Between the media and the tech giants, the misunderstanding has much more dramatic consequences. For the media themselves, of course, but above all for democracy, of which, whatever the populists and degagists say, they are one of the pillars. No one can ignore the fact that the written press, in particular, is caught in a deleterious spiral, perhaps inescapable, despite some luminous successes, such as the New York Times in the United States or the pure player Médiapart in France. The Internet and its champions are largely responsible for this – but not only them, do they single-voicely protest, search engines, hosting platforms and social networks combined. Assuming, and this remains to be proven, that these objections are always justified, if not sincere, this is not the point anyway. Or if it is, it makes the real question even more compelling: why have the actors of the digital revolution and those of information become competitors, when one could rightly think that they were made to get along?

As an attempt to answer this question, allow me a second flashback. Following a series of blog posts in which I was indignant about Facebook’s hypocrisies and the way the network was exploiting our production without paying us back, one day in 2016, I was invited by three of its French representatives, to, if I remember well, clear the air, which was already quite rotten at the time. The discussion was lively, bitter, each had strong views and apparently very different point of views. I talked about remuneration, they talked about “subsidies” – which of course they didn’t understand what could have motivated those, Facebook not being a public bank but a private, for-profit company. I left this meeting mortified. I hadn’t encountered such a semantic dispute since… the stormy explanations with our R&D department.

There too, we didn’t speak the same language. There too, an interpreter would probably have been needed.

Has the situation changed since then? More or less willingly, Facebook and Google have devoted a tiny, not to say infinitesimal, part of their astronomical profits to paying the media for the content that feeds their news – profits that come mainly from advertising, which these same media have been brutally deprived of by Google and Facebook, we must remember. Their image tarnished by the role they have played and still play in the multiplication of fake news and the deterioration of community life, pushed by politicians and public opinion, social networks have taken small steps: this one by funding teams of auditors from editorial offices; this one by certifying journalists’ accounts; this one by asking them to evaluate their pages and contributors; this one by encouraging them to test the latest trendy tools, from Twitch to Snapchat or Tik Tok, in exchange for a derisory share of the advertising pie they generate. Nothing convincing, nothing consistent, nothing sustainable. Nothing that can, in any case, contribute to get our industry out of the serious crisis it is going through.   

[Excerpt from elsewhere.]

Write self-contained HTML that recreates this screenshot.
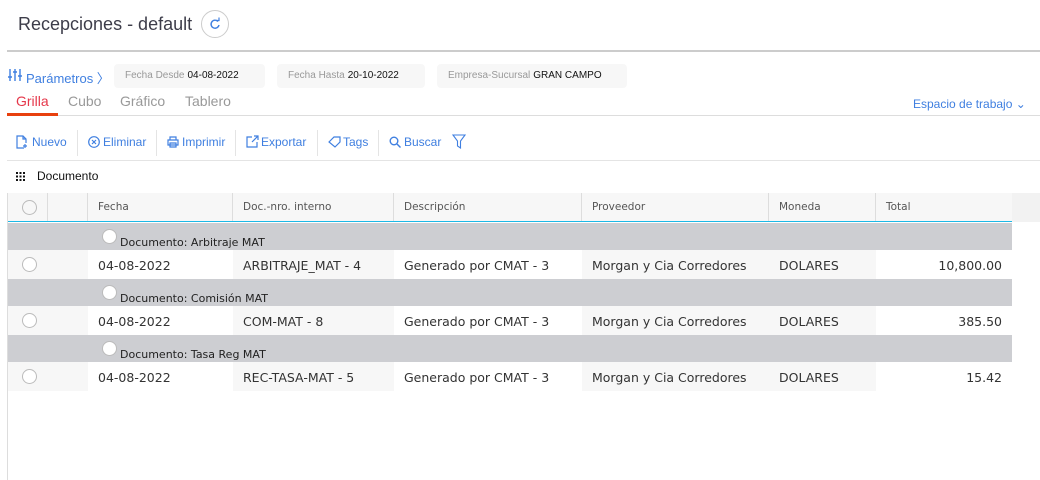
<!DOCTYPE html>
<html><head><meta charset="utf-8"><style>
*{box-sizing:border-box;margin:0;padding:0}
body{width:1040px;height:480px;overflow:hidden;background:#fff;font-family:"Liberation Sans",sans-serif;position:relative}
.a{position:absolute}
.blue{color:#3f7fe0}
.chip{position:absolute;top:64px;height:24px;background:#f7f7f7;border-radius:4px;font-size:10px;line-height:24px;padding-left:11px;color:#999}
.chip b{font-weight:normal;color:#111;margin-left:3px}
.tb{position:absolute;top:134px;font-size:12px;color:#3f7fe0;line-height:16px}
.sep{position:absolute;top:130px;width:1px;height:26px;background:#e4e4e4}
.th{position:absolute;top:193px;height:29px;font-family:"DejaVu Sans",sans-serif;font-size:10.5px;color:#555;line-height:29px;padding-left:10px;border-right:1px solid #ddd;background:#f7f7f7}
.cell{position:absolute;height:29px;font-family:"DejaVu Sans",sans-serif;font-size:12.5px;color:#333;line-height:29px;padding-left:10px}
.g{position:absolute;left:8px;width:1004px;height:27px;background:#cdced2;font-family:"DejaVu Sans",sans-serif;font-size:11px;color:#222}
.rad{position:absolute;width:15px;height:15px;border:1px solid #bbb;border-radius:50%;background:#fff}
</style></head><body>
<div class="a" style="left:18px;top:14px;font-size:18px;color:#3d3d4a">Recepciones - default</div>
<div class="a" style="left:201px;top:10px;width:28px;height:28px;border:1px solid #ccc;border-radius:50%"></div>
<svg class="a" style="left:208px;top:17px" width="14" height="14" viewBox="0 0 14 14"><path d="M10 4.5A4 4 0 1 0 11 8" fill="none" stroke="#3f7fe0" stroke-width="1.4"/><path d="M8 3.5h3v-3" fill="none" stroke="#3f7fe0" stroke-width="1.2"/></svg>
<div class="a" style="left:7px;top:50px;width:1033px;height:2px;background:#ccc"></div>
<svg class="a" style="left:8px;top:68px" width="14" height="14" viewBox="0 0 14 14" stroke="#3f7fe0" stroke-width="1.4"><path d="M2 1v12M7 1v12M12 1v12"/><path d="M0 9h4M5 4h4M10 8h4"/></svg>
<div class="a blue" style="left:26px;top:68px;font-size:13px">Parámetros 〉</div>
<div class="chip" style="left:114px;width:151px">Fecha Desde<b>04-08-2022</b></div>
<div class="chip" style="left:277px;width:148px">Fecha Hasta<b>20-10-2022</b></div>
<div class="chip" style="left:437px;width:190px">Empresa-Sucursal<b>GRAN CAMPO</b></div>
<div class="a" style="left:16px;top:93px;font-size:14px;color:#e5374a">Grilla</div>
<div class="a" style="left:68px;top:93px;font-size:14px;color:#999">Cubo</div>
<div class="a" style="left:120px;top:93px;font-size:14px;color:#999">Gráfico</div>
<div class="a" style="left:185px;top:93px;font-size:14px;color:#999">Tablero</div>
<div class="a" style="left:7px;top:115px;width:1033px;height:1px;background:#ddd"></div>
<div class="a" style="left:7px;top:113px;width:51px;height:3px;background:#e8400e"></div>
<div class="a blue" style="left:913px;top:97px;font-size:12px">Espacio de trabajo &#8964;</div>
<svg class="a" style="left:16px;top:135px" width="13" height="14" viewBox="0 0 13 14" fill="none" stroke="#3f7fe0" stroke-width="1.2"><path d="M8 13H1V1h6l3 3v4M7 1v3h3M9 9v4M7 11h4"/></svg>
<div class="tb" style="left:32px">Nuevo</div><div class="sep" style="left:77px"></div>
<svg class="a" style="left:88px;top:136px" width="12" height="12" viewBox="0 0 12 12" fill="none" stroke="#3f7fe0" stroke-width="1.2"><circle cx="6" cy="6" r="5.3"/><path d="M4 4l4 4M8 4l-4 4"/></svg>
<div class="tb" style="left:103px">Eliminar</div><div class="sep" style="left:156px"></div>
<svg class="a" style="left:167px;top:136px" width="12" height="12" viewBox="0 0 12 12" fill="none" stroke="#3f7fe0" stroke-width="1.2"><path d="M3 4V1h6v3M1 4h10v5H1zM3 7h6v4H3z"/></svg>
<div class="tb" style="left:182px">Imprimir</div><div class="sep" style="left:235px"></div>
<svg class="a" style="left:246px;top:135px" width="13" height="13" viewBox="0 0 13 13" fill="none" stroke="#3f7fe0" stroke-width="1.2"><path d="M6 2H1v10h10V7M8 1h4v4M12 1L6 7"/></svg>
<div class="tb" style="left:261px">Exportar</div><div class="sep" style="left:317px"></div>
<svg class="a" style="left:328px;top:136px" width="13" height="12" viewBox="0 0 13 12" fill="none" stroke="#3f7fe0" stroke-width="1.2"><path d="M1 6L6 1h6v5L7 11z"/></svg>
<div class="tb" style="left:343px">Tags</div><div class="sep" style="left:378px"></div>
<svg class="a" style="left:389px;top:136px" width="12" height="12" viewBox="0 0 12 12" fill="none" stroke="#3f7fe0" stroke-width="1.4"><circle cx="5" cy="5" r="3.8"/><path d="M8 8l3.5 3.5"/></svg>
<div class="tb" style="left:404px">Buscar</div>
<svg class="a" style="left:452px;top:134px" width="14" height="15" viewBox="0 0 14 15" fill="none" stroke="#3f7fe0" stroke-width="1.1"><path d="M1 1h12L8.5 7v7L5.5 12V7z"/></svg>
<div class="a" style="left:7px;top:160px;width:1033px;height:1px;background:#e4e4e4"></div>
<svg class="a" style="left:16px;top:172px" width="9" height="9" viewBox="0 0 9 9" fill="#111"><rect x="0" y="0" width="2" height="2"/><rect x="3.5" y="0" width="2" height="2"/><rect x="7" y="0" width="2" height="2"/><rect x="0" y="3.5" width="2" height="2"/><rect x="3.5" y="3.5" width="2" height="2"/><rect x="7" y="3.5" width="2" height="2"/><rect x="0" y="7" width="2" height="2"/><rect x="3.5" y="7" width="2" height="2"/><rect x="7" y="7" width="2" height="2"/></svg>
<div class="a" style="left:37px;top:169px;font-size:12px;color:#111">Documento</div>
<div class="a" style="left:7px;top:193px;width:1px;height:287px;background:#ddd"></div>
<div class="a" style="left:8px;top:193px;width:1032px;height:29px;background:#f2f2f2"></div>
<div class="th" style="left:8px;width:40px"></div>
<div class="rad" style="left:22px;top:200px;background:#f7f7f7"></div>
<div class="th" style="left:48px;width:40px"></div>
<div class="th" style="left:88px;width:145px">Fecha</div>
<div class="th" style="left:233px;width:161px">Doc.-nro. interno</div>
<div class="th" style="left:394px;width:188px">Descripción</div>
<div class="th" style="left:582px;width:187px">Proveedor</div>
<div class="th" style="left:769px;width:107px">Moneda</div>
<div class="th" style="left:876px;width:136px;border-right:0">Total</div>
<div class="a" style="left:8px;top:221px;width:1004px;height:1px;background:#1cb8e6"></div>

<div class="g" style="top:223px"><div class="rad" style="left:94px;top:6px"></div><div class="a" style="left:112px;top:13px">Documento: Arbitraje MAT</div></div>
<div class="a" style="left:8px;top:250px;width:1004px;height:29px">
<div class="a" style="left:0;width:80px;height:29px;background:#f7f7f7"></div><div class="rad" style="left:14px;top:7px"></div>
<div class="a" style="left:225px;width:161px;height:29px;background:#f7f7f7"></div>
<div class="a" style="left:574px;width:294px;height:29px;background:#f7f7f7"></div>
</div>
<div class="cell" style="left:88px;top:251px">04-08-2022</div><div class="cell" style="left:233px;top:251px">ARBITRAJE_MAT - 4</div><div class="cell" style="left:394px;top:251px">Generado por CMAT - 3</div><div class="cell" style="left:582px;top:251px">Morgan y Cia Corredores</div><div class="cell" style="left:769px;top:251px">DOLARES</div><div class="cell" style="left:876px;top:251px;width:126px;text-align:right">10,800.00</div>

<div class="g" style="top:279px"><div class="rad" style="left:94px;top:6px"></div><div class="a" style="left:112px;top:13px">Documento: Comisión MAT</div></div>
<div class="a" style="left:8px;top:306px;width:1004px;height:29px">
<div class="a" style="left:0;width:80px;height:29px;background:#f7f7f7"></div><div class="rad" style="left:14px;top:7px"></div>
<div class="a" style="left:225px;width:161px;height:29px;background:#f7f7f7"></div>
<div class="a" style="left:574px;width:294px;height:29px;background:#f7f7f7"></div>
</div>
<div class="cell" style="left:88px;top:307px">04-08-2022</div><div class="cell" style="left:233px;top:307px">COM-MAT - 8</div><div class="cell" style="left:394px;top:307px">Generado por CMAT - 3</div><div class="cell" style="left:582px;top:307px">Morgan y Cia Corredores</div><div class="cell" style="left:769px;top:307px">DOLARES</div><div class="cell" style="left:876px;top:307px;width:126px;text-align:right">385.50</div>

<div class="g" style="top:335px"><div class="rad" style="left:94px;top:6px"></div><div class="a" style="left:112px;top:13px">Documento: Tasa Reg MAT</div></div>
<div class="a" style="left:8px;top:362px;width:1004px;height:29px">
<div class="a" style="left:0;width:80px;height:29px;background:#f7f7f7"></div><div class="rad" style="left:14px;top:7px"></div>
<div class="a" style="left:225px;width:161px;height:29px;background:#f7f7f7"></div>
<div class="a" style="left:574px;width:294px;height:29px;background:#f7f7f7"></div>
</div>
<div class="cell" style="left:88px;top:363px">04-08-2022</div><div class="cell" style="left:233px;top:363px">REC-TASA-MAT - 5</div><div class="cell" style="left:394px;top:363px">Generado por CMAT - 3</div><div class="cell" style="left:582px;top:363px">Morgan y Cia Corredores</div><div class="cell" style="left:769px;top:363px">DOLARES</div><div class="cell" style="left:876px;top:363px;width:126px;text-align:right">15.42</div>
</body></html>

The proof? When governments finally take responsibility, compelling platforms, through law, to substantially pay, so-called platforms trade their velvet gloves for a steel white-hot hand – finally showing their true colours. In 2014, Google boycotted the Spanish media after Madrid, which eventually gave in, wanted to force the search engine to compensate the articles it appropriated; for the same reasons, Facebook just recently threatened to stop serving Australia if Cambera did not reverse its decision to impose a content-added tax on them and Google. Everything was finally settled, through a mutual agreement with the publishers, but it is safe to predict that the skirmish will have consequences, there or elsewhere.

However, disenchantment is not inevitable. By investing in the Washington Post without having meddled, until now, in its editorial line, Jeff Bezos not only has saved the newspaper from a predicted disaster, but he has also had it benefit from Amazon’s know-how in distribution, with the success we know. By appointing Ludovic Blecher, former director of new media at Libération, to head its European fund for media innovation, Google has secured the services of a competent interpreter who is at ease in both languages. And if in Moutain View or Menlo Park, some people are starting to think that artificial intelligence could replace those annoying journalists, others, at Columbia University or in Flint small offices, in Paris, want to put their robots at the service of the editorial offices, not replace them.

Unfortunately, these timid brightenings do not herald spring. To contain the hegemonic ambitions of Gafam and push them to negotiate, more is needed. We need to rise to their level, engage in an arm wrestling match and mobilize all the political and legal resources available at the level of the States and Europe to win – and we are not there yet. The media should start confronting them with a strong united front. The French press proved once again at the beginning of the year that it was incapable of doing so, as the general newspapers signed a solo agreement with Google, to the great displeasure of the specialized newspapers, magazines, audiovisual media, independents and the French Competition Authority, which did not hesitate a few days ago to make it known that it was very unhappy with these “extremely serious” facts. Its advisors are now threatening Google with a record fine of 16 billion dollars. In doing so, they are using the only universal language that the titans of Silicon Valley are able to understand without translation: money.